TO BE DONE = Check each line of the material. Copy those containing "components".
####################
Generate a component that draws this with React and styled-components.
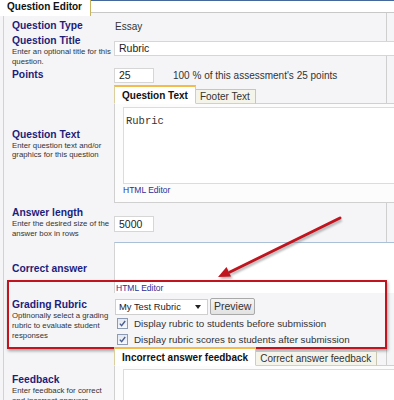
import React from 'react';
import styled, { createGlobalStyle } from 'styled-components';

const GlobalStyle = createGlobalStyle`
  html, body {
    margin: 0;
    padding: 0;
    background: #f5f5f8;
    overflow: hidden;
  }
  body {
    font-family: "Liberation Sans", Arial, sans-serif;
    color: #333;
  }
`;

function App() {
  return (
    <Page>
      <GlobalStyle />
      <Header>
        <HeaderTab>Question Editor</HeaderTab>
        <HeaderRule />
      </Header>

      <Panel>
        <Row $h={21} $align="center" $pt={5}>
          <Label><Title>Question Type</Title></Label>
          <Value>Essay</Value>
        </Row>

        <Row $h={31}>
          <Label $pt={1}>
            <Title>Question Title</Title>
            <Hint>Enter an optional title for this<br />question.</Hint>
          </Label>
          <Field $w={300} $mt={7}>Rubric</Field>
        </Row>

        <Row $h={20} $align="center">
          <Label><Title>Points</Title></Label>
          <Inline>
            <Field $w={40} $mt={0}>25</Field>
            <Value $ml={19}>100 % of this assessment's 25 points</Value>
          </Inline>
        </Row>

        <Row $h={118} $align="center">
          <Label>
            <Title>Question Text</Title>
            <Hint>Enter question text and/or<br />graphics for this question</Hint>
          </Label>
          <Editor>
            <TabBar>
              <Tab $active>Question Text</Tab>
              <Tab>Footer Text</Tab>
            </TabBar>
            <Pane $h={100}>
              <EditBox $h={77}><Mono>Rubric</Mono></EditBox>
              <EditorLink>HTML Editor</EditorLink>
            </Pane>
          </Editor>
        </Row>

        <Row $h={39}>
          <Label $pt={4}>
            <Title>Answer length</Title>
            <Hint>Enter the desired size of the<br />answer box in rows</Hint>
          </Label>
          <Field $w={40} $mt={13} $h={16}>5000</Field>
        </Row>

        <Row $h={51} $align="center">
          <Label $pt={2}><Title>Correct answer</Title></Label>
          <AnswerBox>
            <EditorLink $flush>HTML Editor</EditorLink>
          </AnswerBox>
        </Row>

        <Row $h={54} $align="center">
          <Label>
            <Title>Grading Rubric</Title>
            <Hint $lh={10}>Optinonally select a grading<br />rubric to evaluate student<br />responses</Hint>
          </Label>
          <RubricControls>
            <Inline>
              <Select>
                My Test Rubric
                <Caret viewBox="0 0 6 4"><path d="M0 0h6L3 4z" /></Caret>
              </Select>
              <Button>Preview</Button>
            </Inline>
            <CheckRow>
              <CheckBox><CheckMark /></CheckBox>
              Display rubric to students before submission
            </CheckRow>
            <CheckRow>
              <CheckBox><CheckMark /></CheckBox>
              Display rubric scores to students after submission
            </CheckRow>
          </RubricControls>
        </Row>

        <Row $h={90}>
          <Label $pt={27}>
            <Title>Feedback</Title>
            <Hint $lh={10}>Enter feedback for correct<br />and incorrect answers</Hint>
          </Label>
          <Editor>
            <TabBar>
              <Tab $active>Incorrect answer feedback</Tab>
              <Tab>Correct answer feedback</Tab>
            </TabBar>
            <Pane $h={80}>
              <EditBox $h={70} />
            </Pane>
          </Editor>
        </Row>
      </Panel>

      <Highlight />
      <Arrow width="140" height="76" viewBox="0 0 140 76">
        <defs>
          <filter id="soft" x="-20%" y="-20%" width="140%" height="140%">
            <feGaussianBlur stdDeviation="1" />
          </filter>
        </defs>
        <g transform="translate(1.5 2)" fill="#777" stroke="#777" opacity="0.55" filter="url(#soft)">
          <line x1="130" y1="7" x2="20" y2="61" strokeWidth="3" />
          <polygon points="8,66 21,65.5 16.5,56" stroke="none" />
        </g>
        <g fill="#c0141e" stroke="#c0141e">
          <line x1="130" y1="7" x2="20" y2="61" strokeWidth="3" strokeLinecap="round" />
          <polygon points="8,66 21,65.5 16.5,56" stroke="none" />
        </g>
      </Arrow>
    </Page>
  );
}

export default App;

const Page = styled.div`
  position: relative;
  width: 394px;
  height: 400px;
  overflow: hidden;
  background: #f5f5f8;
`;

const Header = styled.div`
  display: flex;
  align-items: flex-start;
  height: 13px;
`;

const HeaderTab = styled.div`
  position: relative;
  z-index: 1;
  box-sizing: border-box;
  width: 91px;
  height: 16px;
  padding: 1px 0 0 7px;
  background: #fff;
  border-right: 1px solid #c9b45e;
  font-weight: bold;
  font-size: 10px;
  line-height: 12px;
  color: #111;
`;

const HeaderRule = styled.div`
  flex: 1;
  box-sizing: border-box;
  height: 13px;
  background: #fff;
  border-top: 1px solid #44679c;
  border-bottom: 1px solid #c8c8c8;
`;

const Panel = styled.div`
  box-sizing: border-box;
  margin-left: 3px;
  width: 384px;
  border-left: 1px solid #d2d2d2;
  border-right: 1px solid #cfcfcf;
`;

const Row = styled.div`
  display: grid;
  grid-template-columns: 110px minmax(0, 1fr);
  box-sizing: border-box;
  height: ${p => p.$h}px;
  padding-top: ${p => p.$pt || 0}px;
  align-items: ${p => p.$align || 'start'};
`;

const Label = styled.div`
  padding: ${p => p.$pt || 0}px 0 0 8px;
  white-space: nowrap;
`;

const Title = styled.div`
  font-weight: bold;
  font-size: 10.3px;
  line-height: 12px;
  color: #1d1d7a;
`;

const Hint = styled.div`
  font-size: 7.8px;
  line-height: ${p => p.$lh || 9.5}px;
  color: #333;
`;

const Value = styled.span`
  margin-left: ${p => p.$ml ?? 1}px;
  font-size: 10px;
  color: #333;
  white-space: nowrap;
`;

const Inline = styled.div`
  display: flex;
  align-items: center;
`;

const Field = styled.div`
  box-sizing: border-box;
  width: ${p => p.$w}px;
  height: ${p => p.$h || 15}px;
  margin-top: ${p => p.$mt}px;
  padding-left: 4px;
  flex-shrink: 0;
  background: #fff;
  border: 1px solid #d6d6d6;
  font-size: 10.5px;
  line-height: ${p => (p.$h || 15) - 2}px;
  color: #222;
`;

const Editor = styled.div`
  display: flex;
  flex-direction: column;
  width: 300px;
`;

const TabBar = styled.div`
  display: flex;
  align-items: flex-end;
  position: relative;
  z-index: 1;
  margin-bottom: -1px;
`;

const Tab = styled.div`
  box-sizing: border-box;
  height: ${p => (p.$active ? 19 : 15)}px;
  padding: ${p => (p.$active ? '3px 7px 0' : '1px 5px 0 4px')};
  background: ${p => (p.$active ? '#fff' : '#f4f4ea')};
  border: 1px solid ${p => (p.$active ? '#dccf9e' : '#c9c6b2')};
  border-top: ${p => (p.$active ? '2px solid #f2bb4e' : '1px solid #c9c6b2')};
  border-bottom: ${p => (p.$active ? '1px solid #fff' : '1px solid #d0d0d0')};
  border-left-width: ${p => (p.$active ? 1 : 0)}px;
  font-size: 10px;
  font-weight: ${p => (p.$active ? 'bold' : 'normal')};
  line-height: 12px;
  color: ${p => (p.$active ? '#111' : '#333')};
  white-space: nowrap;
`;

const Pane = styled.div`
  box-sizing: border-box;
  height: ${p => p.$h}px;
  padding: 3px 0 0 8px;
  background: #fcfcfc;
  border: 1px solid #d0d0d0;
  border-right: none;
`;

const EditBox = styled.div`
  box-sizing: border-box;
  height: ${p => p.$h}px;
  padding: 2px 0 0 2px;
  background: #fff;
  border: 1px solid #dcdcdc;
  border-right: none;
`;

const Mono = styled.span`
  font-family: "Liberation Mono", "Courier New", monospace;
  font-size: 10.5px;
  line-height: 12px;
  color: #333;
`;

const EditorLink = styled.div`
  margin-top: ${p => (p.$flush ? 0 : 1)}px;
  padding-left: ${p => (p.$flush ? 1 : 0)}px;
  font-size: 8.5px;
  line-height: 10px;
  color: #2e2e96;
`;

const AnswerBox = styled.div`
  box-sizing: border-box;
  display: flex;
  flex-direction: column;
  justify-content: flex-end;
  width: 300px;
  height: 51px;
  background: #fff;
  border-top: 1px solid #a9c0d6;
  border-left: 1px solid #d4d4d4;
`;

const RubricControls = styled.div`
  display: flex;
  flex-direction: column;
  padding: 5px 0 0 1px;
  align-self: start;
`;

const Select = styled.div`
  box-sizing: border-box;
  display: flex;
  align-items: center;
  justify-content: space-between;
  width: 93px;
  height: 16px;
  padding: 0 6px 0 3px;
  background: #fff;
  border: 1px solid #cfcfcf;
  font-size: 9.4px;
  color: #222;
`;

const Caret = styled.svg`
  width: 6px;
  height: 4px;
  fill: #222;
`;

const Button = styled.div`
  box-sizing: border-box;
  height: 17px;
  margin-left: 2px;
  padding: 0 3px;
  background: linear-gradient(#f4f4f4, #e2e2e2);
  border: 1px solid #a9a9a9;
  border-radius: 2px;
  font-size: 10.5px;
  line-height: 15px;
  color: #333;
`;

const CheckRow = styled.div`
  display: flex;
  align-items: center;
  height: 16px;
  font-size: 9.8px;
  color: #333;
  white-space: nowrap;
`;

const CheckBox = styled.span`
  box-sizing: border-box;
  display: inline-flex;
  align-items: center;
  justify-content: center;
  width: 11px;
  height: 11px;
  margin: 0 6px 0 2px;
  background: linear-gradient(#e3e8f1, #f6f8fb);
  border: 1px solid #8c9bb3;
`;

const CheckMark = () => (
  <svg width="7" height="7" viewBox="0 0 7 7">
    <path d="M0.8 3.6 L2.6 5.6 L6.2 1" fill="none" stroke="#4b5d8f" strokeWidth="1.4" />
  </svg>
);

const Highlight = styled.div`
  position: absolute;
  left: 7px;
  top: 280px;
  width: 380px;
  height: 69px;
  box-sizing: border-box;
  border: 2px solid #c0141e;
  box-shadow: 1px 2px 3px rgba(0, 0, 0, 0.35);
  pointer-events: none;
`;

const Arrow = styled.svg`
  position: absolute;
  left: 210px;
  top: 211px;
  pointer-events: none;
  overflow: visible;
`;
####################
ANSWER IN FULL =
Generate a component that draws this with React and styled-components.
import styled, { createGlobalStyle } from 'styled-components';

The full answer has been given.